◆ **Provided material**
[BEGIN]
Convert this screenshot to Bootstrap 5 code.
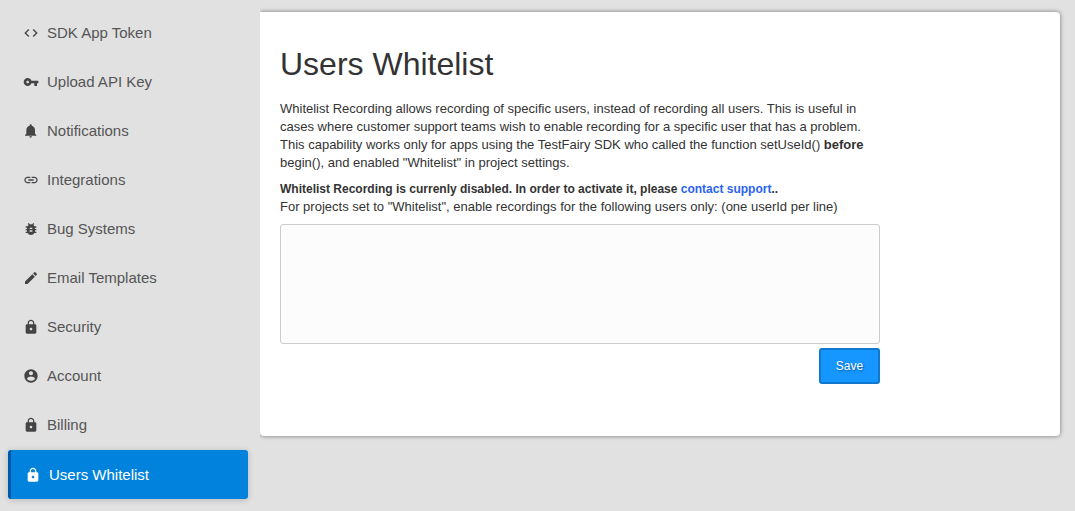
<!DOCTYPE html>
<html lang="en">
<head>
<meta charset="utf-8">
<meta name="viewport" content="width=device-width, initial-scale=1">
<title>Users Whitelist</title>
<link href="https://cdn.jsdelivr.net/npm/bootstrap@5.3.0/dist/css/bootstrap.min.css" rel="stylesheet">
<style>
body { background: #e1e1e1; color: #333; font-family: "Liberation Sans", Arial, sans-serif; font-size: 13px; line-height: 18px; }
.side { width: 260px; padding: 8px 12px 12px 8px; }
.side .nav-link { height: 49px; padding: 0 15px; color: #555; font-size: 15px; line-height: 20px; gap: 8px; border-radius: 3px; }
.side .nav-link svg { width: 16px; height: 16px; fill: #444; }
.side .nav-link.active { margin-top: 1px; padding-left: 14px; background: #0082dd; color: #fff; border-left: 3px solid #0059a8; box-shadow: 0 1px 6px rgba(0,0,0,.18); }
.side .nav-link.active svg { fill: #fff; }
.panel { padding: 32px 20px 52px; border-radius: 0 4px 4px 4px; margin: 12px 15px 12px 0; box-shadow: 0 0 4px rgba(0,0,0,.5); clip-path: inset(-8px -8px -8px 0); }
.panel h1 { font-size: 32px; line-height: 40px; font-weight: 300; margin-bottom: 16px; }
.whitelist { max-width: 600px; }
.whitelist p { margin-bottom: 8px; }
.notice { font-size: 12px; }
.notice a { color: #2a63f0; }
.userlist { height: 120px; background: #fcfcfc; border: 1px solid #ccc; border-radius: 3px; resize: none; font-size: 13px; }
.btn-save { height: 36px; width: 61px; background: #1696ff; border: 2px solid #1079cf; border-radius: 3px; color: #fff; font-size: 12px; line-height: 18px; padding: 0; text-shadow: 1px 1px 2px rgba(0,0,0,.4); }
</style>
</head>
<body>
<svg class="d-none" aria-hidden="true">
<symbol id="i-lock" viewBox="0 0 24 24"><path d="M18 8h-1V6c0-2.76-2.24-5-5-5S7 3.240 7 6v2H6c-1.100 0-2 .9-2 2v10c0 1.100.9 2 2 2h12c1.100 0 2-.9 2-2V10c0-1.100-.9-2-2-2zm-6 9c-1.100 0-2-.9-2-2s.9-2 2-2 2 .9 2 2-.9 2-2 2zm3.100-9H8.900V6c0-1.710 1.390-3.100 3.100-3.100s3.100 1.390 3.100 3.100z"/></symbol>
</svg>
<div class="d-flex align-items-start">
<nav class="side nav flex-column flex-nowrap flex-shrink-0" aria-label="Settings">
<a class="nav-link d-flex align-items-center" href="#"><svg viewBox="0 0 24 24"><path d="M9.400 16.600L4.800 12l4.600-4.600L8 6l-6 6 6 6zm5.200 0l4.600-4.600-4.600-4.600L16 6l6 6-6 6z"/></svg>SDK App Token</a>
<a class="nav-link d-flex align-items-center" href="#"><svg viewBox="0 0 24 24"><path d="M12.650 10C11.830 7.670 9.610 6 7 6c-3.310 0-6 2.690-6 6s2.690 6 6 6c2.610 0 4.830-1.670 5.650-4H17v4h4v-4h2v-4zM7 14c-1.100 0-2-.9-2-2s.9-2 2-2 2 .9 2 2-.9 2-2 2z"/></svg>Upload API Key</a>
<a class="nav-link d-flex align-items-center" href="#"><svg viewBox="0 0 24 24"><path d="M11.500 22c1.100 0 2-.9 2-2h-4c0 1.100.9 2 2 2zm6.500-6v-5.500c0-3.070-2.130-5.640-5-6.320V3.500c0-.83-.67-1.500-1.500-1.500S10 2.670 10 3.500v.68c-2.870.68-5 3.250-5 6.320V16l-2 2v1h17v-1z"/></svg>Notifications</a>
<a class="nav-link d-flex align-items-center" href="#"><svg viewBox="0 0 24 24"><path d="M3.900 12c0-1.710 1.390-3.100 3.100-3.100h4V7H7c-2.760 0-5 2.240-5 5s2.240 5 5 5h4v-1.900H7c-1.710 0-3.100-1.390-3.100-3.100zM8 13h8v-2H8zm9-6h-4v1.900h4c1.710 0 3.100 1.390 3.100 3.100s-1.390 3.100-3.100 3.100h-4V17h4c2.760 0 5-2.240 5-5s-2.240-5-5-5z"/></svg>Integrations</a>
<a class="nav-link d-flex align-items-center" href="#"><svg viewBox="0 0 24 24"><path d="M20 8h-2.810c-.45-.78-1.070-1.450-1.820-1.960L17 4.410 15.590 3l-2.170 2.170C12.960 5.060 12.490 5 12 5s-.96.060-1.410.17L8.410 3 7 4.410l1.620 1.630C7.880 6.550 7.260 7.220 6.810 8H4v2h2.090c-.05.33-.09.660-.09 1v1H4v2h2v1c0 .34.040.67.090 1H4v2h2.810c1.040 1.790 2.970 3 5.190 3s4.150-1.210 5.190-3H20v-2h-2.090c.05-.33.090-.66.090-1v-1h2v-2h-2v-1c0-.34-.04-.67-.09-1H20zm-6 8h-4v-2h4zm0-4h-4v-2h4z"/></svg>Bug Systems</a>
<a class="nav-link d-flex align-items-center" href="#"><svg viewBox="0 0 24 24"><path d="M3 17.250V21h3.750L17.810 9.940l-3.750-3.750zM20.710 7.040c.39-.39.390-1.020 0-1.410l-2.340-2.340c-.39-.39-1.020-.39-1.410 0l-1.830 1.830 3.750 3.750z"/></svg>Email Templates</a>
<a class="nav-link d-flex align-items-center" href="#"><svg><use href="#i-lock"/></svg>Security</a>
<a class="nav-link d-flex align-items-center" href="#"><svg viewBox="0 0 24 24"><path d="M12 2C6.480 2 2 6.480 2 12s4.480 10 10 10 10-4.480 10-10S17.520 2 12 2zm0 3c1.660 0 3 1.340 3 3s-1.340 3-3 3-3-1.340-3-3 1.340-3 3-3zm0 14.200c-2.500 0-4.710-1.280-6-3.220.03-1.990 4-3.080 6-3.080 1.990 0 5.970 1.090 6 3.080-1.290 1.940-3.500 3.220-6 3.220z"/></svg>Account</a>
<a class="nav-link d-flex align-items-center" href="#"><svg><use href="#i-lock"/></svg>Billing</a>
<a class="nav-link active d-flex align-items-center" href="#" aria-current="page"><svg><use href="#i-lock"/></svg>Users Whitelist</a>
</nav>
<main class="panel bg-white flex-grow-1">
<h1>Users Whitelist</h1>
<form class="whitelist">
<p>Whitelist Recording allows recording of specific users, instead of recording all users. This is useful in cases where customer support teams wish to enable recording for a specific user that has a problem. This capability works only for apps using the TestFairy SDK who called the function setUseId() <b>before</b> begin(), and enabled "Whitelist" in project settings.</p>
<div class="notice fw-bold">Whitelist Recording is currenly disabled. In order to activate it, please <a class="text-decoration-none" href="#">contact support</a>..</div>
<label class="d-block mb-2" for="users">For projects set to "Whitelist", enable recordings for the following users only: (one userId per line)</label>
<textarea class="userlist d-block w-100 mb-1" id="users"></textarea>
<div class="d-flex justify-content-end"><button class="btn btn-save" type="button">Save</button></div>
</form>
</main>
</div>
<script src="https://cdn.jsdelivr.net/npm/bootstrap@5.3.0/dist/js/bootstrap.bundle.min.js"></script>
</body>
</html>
[END]
◆ **Written problem**
Repeat the listing in full and exactly. Do not include any images.

◆ **Answer in full**
Convert this screenshot to Bootstrap 5 code.
<!DOCTYPE html>
<html lang="en">
<head>
<meta charset="utf-8">
<meta name="viewport" content="width=device-width, initial-scale=1">
<title>Users Whitelist</title>
<link href="https://cdn.jsdelivr.net/npm/bootstrap@5.3.0/dist/css/bootstrap.min.css" rel="stylesheet">
<style>
body { background: #e1e1e1; color: #333; font-family: "Liberation Sans", Arial, sans-serif; font-size: 13px; line-height: 18px; }
.side { width: 260px; padding: 8px 12px 12px 8px; }
.side .nav-link { height: 49px; padding: 0 15px; color: #555; font-size: 15px; line-height: 20px; gap: 8px; border-radius: 3px; }
.side .nav-link svg { width: 16px; height: 16px; fill: #444; }
.side .nav-link.active { margin-top: 1px; padding-left: 14px; background: #0082dd; color: #fff; border-left: 3px solid #0059a8; box-shadow: 0 1px 6px rgba(0,0,0,.18); }
.side .nav-link.active svg { fill: #fff; }
.panel { padding: 32px 20px 52px; border-radius: 0 4px 4px 4px; margin: 12px 15px 12px 0; box-shadow: 0 0 4px rgba(0,0,0,.5); clip-path: inset(-8px -8px -8px 0); }
.panel h1 { font-size: 32px; line-height: 40px; font-weight: 300; margin-bottom: 16px; }
.whitelist { max-width: 600px; }
.whitelist p { margin-bottom: 8px; }
.notice { font-size: 12px; }
.notice a { color: #2a63f0; }
.userlist { height: 120px; background: #fcfcfc; border: 1px solid #ccc; border-radius: 3px; resize: none; font-size: 13px; }
.btn-save { height: 36px; width: 61px; background: #1696ff; border: 2px solid #1079cf; border-radius: 3px; color: #fff; font-size: 12px; line-height: 18px; padding: 0; text-shadow: 1px 1px 2px rgba(0,0,0,.4); }
</style>
</head>
<body>
<svg class="d-none" aria-hidden="true">
<symbol id="i-lock" viewBox="0 0 24 24"><path d="M18 8h-1V6c0-2.76-2.24-5-5-5S7 3.240 7 6v2H6c-1.100 0-2 .9-2 2v10c0 1.100.9 2 2 2h12c1.100 0 2-.9 2-2V10c0-1.100-.9-2-2-2zm-6 9c-1.100 0-2-.9-2-2s.9-2 2-2 2 .9 2 2-.9 2-2 2zm3.100-9H8.900V6c0-1.710 1.390-3.100 3.100-3.100s3.100 1.390 3.100 3.100z"/></symbol>
</svg>
<div class="d-flex align-items-start">
<nav class="side nav flex-column flex-nowrap flex-shrink-0" aria-label="Settings">
<a class="nav-link d-flex align-items-center" href="#"><svg viewBox="0 0 24 24"><path d="M9.400 16.600L4.800 12l4.600-4.600L8 6l-6 6 6 6zm5.200 0l4.600-4.600-4.600-4.600L16 6l6 6-6 6z"/></svg>SDK App Token</a>
<a class="nav-link d-flex align-items-center" href="#"><svg viewBox="0 0 24 24"><path d="M12.650 10C11.830 7.670 9.610 6 7 6c-3.310 0-6 2.690-6 6s2.690 6 6 6c2.610 0 4.830-1.670 5.650-4H17v4h4v-4h2v-4zM7 14c-1.100 0-2-.9-2-2s.9-2 2-2 2 .9 2 2-.9 2-2 2z"/></svg>Upload API Key</a>
<a class="nav-link d-flex align-items-center" href="#"><svg viewBox="0 0 24 24"><path d="M11.500 22c1.100 0 2-.9 2-2h-4c0 1.100.9 2 2 2zm6.500-6v-5.500c0-3.070-2.130-5.640-5-6.320V3.500c0-.83-.67-1.500-1.500-1.500S10 2.670 10 3.500v.68c-2.870.68-5 3.250-5 6.320V16l-2 2v1h17v-1z"/></svg>Notifications</a>
<a class="nav-link d-flex align-items-center" href="#"><svg viewBox="0 0 24 24"><path d="M3.900 12c0-1.710 1.390-3.100 3.100-3.100h4V7H7c-2.760 0-5 2.240-5 5s2.240 5 5 5h4v-1.900H7c-1.710 0-3.100-1.390-3.100-3.100zM8 13h8v-2H8zm9-6h-4v1.900h4c1.710 0 3.100 1.390 3.100 3.100s-1.390 3.100-3.100 3.100h-4V17h4c2.760 0 5-2.240 5-5s-2.240-5-5-5z"/></svg>Integrations</a>
<a class="nav-link d-flex align-items-center" href="#"><svg viewBox="0 0 24 24"><path d="M20 8h-2.810c-.45-.78-1.070-1.450-1.820-1.960L17 4.410 15.590 3l-2.170 2.170C12.960 5.060 12.490 5 12 5s-.96.060-1.410.17L8.410 3 7 4.410l1.620 1.630C7.880 6.550 7.260 7.220 6.810 8H4v2h2.090c-.05.33-.09.660-.09 1v1H4v2h2v1c0 .34.040.67.090 1H4v2h2.810c1.040 1.790 2.970 3 5.190 3s4.150-1.210 5.190-3H20v-2h-2.090c.05-.33.090-.66.090-1v-1h2v-2h-2v-1c0-.34-.04-.67-.09-1H20zm-6 8h-4v-2h4zm0-4h-4v-2h4z"/></svg>Bug Systems</a>
<a class="nav-link d-flex align-items-center" href="#"><svg viewBox="0 0 24 24"><path d="M3 17.250V21h3.750L17.810 9.940l-3.750-3.750zM20.710 7.040c.39-.39.390-1.020 0-1.410l-2.340-2.340c-.39-.39-1.020-.39-1.410 0l-1.830 1.830 3.750 3.750z"/></svg>Email Templates</a>
<a class="nav-link d-flex align-items-center" href="#"><svg><use href="#i-lock"/></svg>Security</a>
<a class="nav-link d-flex align-items-center" href="#"><svg viewBox="0 0 24 24"><path d="M12 2C6.480 2 2 6.480 2 12s4.480 10 10 10 10-4.480 10-10S17.520 2 12 2zm0 3c1.660 0 3 1.340 3 3s-1.340 3-3 3-3-1.340-3-3 1.340-3 3-3zm0 14.200c-2.500 0-4.710-1.280-6-3.220.03-1.990 4-3.080 6-3.080 1.990 0 5.970 1.090 6 3.080-1.290 1.940-3.500 3.220-6 3.220z"/></svg>Account</a>
<a class="nav-link d-flex align-items-center" href="#"><svg><use href="#i-lock"/></svg>Billing</a>
<a class="nav-link active d-flex align-items-center" href="#" aria-current="page"><svg><use href="#i-lock"/></svg>Users Whitelist</a>
</nav>
<main class="panel bg-white flex-grow-1">
<h1>Users Whitelist</h1>
<form class="whitelist">
<p>Whitelist Recording allows recording of specific users, instead of recording all users. This is useful in cases where customer support teams wish to enable recording for a specific user that has a problem. This capability works only for apps using the TestFairy SDK who called the function setUseId() <b>before</b> begin(), and enabled "Whitelist" in project settings.</p>
<div class="notice fw-bold">Whitelist Recording is currenly disabled. In order to activate it, please <a class="text-decoration-none" href="#">contact support</a>..</div>
<label class="d-block mb-2" for="users">For projects set to "Whitelist", enable recordings for the following users only: (one userId per line)</label>
<textarea class="userlist d-block w-100 mb-1" id="users"></textarea>
<div class="d-flex justify-content-end"><button class="btn btn-save" type="button">Save</button></div>
</form>
</main>
</div>
<script src="https://cdn.jsdelivr.net/npm/bootstrap@5.3.0/dist/js/bootstrap.bundle.min.js"></script>
</body>
</html>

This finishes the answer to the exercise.